The moral law doth for ever bind all, as well justified persons as others, to the obedience thereof, and that not only in regard of the matter contained in it, but also in respect of the authority of God the Creator, who gave it; neither doth Christ in the Gospel any way dissolve, but much strengthen this obligation.
The covenant of works being broken by sin, and made unprofitable unto life, God was pleased to give forth the promise of Christ, the seed of the woman, as the means of calling the elect, and begetting in them faith and repentance; in this promise the gospel, as to the substance of it, was revealed, and [is] therein effectual for the conversion and salvation of sinners.
Although the gospel be the only outward means of revealing Christ and saving grace, and is, as such, abundantly sufficient thereunto; yet that men who are dead in trespasses may be born again, quickened or regenerated, there is moreover necessary an effectual insuperable work of the Holy Spirit upon the whole soul, for the producing in them a new spiritual life; without which no other means will effect their conversion unto God.
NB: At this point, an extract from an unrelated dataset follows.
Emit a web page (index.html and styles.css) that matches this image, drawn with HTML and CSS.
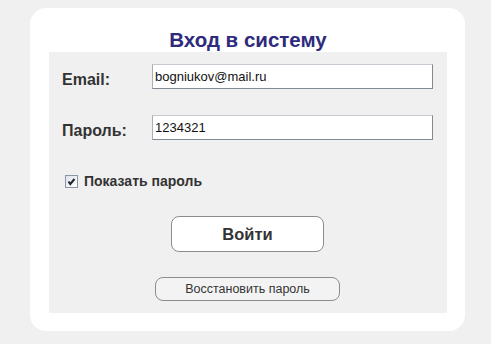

The bodies of men after death return to dust, and see corruption; but their souls, which neither die nor sleep, having an immortal subsistence, immediately return to God who gave them. The souls of the righteous being then made perfect in holiness, are received into paradise, where they are with Christ, and behold the face of God in light and glory, waiting for the full redemption of their bodies; and the souls of the wicked are cast into hell; where they remain in torment and utter darkness, reserved to the judgment of the great day; besides these two places, for souls separated from their bodies, the Scripture acknowledgeth none.
God hath appointed a day wherein he will judge the world in righteousness, by Jesus Christ; to whom all power and judgment is given of the Father; in which day, not only the apostate angels shall be judged, but likewise all persons that have lived upon the earth shall appear before the tribunal of Christ, to give an account of their thoughts, words, and deeds, and to receive according to what they have done in the body, whether good or evil.